In this article I want to talk about the political debate in the United States – not the policy issues – but what I feel are the underlying political differences between progressives and conservatives and libertarians. I also want to discuss the optimism vs the pessimism divergence among libertarians themselves. Note that when I talk about institutions in this article, I am referring to formal and informal traditions, taboos and rituals which society allows itself to be restricted by.
Virtue and Markets
In the mainstream political debates in the United States there is one agreement that we libertarians can be happy about. That agreement is that markets are good (now as a radical libertarian, the degree to which that market should be free is a chasm).
Where I feel libertarians break with conservatives and progressives, is their view of virtue and markets.
Libertarians believe markets work despite the virtues of individuals. If anything, real market prices can help determine the virtues and institutions people need to grow as a society. Government intervention is damaging society’s natural evolution. Conservatives and progressives believe markets will not work without virtue. Therefore the way they believe the world ought to be must be brought about by forcing their virtues into the market via regulations and subsidies.
Conservatives, who often make up the dominant classes of society (which is why they’d want to preserve the current institutional mix), fight to preserve the institutions that made their classes dominant, despite whether society wants or needs to evolve. Progressives, wish to make the perceived oppressed classes (race, gender, the environment) more powerful, despite where society has evolved to. They therefore often try to push institutions that don’t reflect the values of society in that moment.
They both see markets as a tool to promote these agendas, whether it’s a family tax credit, or subsidies to solar power. They want government to force institutions to emerge or prevent institutions from fading. They feel that if the institutional makeup is as they want it, so will be the market outcomes. Libertarians, of course, expect markets will always correct to the true reality over time.

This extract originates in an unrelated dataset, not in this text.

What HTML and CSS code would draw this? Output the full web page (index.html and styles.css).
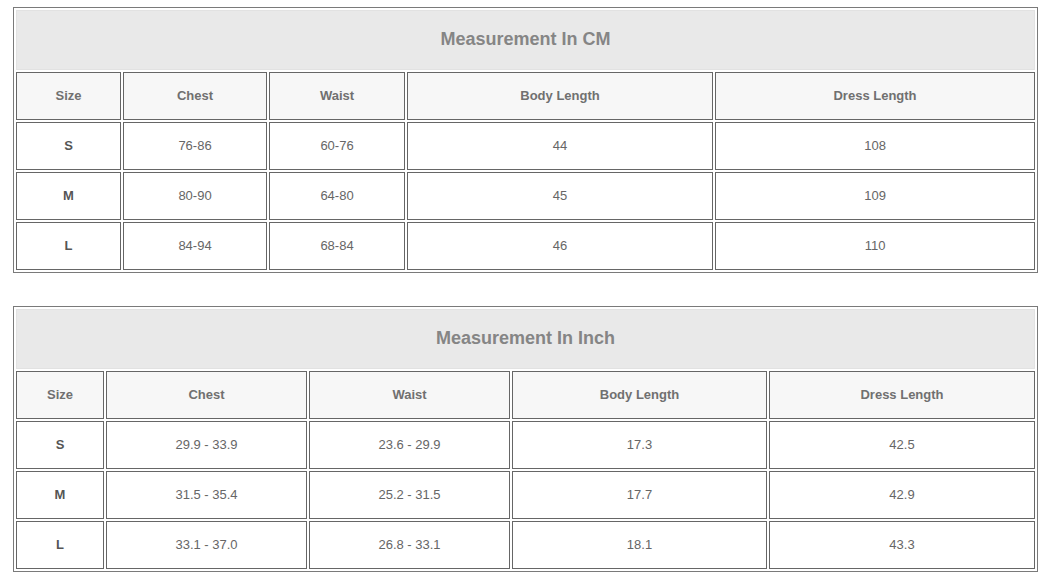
FILE: index.html
```html
<!DOCTYPE html>
<html>
<head>
<meta charset="utf-8">
<link rel="stylesheet" href="styles.css">
</head>
<body>
<div class="page">
  <table class="size-table cm">
    <colgroup>
      <col class="c1"><col class="c2"><col class="c3"><col class="c4"><col class="c5">
    </colgroup>
    <tr><td class="title" colspan="5">Measurement In CM</td></tr>
    <tr class="head"><th>Size</th><th>Chest</th><th>Waist</th><th>Body Length</th><th>Dress Length</th></tr>
    <tr><td class="size">S</td><td>76-86</td><td>60-76</td><td>44</td><td>108</td></tr>
    <tr><td class="size">M</td><td>80-90</td><td>64-80</td><td>45</td><td>109</td></tr>
    <tr><td class="size">L</td><td>84-94</td><td>68-84</td><td>46</td><td>110</td></tr>
  </table>

  <table class="size-table inch">
    <colgroup>
      <col class="c1"><col class="c2"><col class="c3"><col class="c4"><col class="c5">
    </colgroup>
    <tr><td class="title" colspan="5">Measurement In Inch</td></tr>
    <tr class="head"><th>Size</th><th>Chest</th><th>Waist</th><th>Body Length</th><th>Dress Length</th></tr>
    <tr><td class="size">S</td><td>29.9 - 33.9</td><td>23.6 - 29.9</td><td>17.3</td><td>42.5</td></tr>
    <tr><td class="size">M</td><td>31.5 - 35.4</td><td>25.2 - 31.5</td><td>17.7</td><td>42.9</td></tr>
    <tr><td class="size">L</td><td>33.1 - 37.0</td><td>26.8 - 33.1</td><td>18.1</td><td>43.3</td></tr>
  </table>
</div>
</body>
</html>
```
FILE: styles.css
```css
html, body {
  margin: 0;
  padding: 0;
  background: #ffffff;
}

.page {
  padding: 7px 0 0 13px;
  font-family: "Liberation Sans", Arial, sans-serif;
}

.size-table {
  table-layout: fixed;
  width: 1025px;
  border-collapse: separate;
  border-spacing: 2px;
  border: 1px solid #7a7a7a;
  box-sizing: border-box;
}

.size-table.inch {
  margin-top: 33px;
}

.size-table td,
.size-table th {
  border: 1px solid #666666;
  text-align: center;
  vertical-align: middle;
  padding: 0 0 2px 0;
  height: 48px;
  box-sizing: border-box;
  font-size: 13px;
  color: #666666;
  font-weight: normal;
}

.size-table td.title {
  height: 60px;
  background: #e9e9e9;
  border: 1px solid #e2e2e2;
  font-size: 18px;
  font-weight: bold;
  color: #858585;
}

.size-table .head th {
  background: #f7f7f7;
  font-weight: bold;
  color: #707070;
}

.size-table td.size {
  font-weight: bold;
  color: #555555;
}

.cm .c1 { width: 105px; }
.cm .c2 { width: 144px; }
.cm .c3 { width: 136px; }
.cm .c4 { width: 306px; }
.cm .c5 { width: 320px; }

.inch .c1 { width: 88px; }
.inch .c2 { width: 201px; }
.inch .c3 { width: 201px; }
.inch .c4 { width: 255px; }
.inch .c5 { width: 266px; }
```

Libertarian Pessimism and Optimism
Libertarians are generally pro-market and believe that a market of free individuals will allow the institutional arrangements that society needs (and not what a particular section of the society wants) to emerge. They arrive at this ideological position by looking at human nature in two different ways. While libertarians, including myself, can see aspects of these two archetypes from time to time in themselves, we all can see where we fall in our emphasis in our messaging.
The Pessimist
The pessimist believe humans are flawed and irrational, and is skeptical of large central power structures. This is because if a single individual can be so dangerous to themselves without power, a handful with a lot of power can exponentially more dangerous to society at large. The pessimist doesn’t want government to be small or non-existent to see society improve and grow, but as a mode of self-defense from human imperfection.
The Optimist
The optimist sees the potential in individuals, when free to cooperate in enterprise and compete against other enterprises in developing the most efficient methods to distribute the goods and services society needs. Innovation, creativity, and prosperity are the words that come to mind when the optimist thinks of a society of truly free people. Government isn’t dangerous because people are, but because it restrains people and their potential.
No matter how you look at human nature; it’s easy to see how one can find themselves leaning libertarian and trying to protect the emergent order that individuals create in their every interaction, versus the top-down order that progressives and conservatives desire.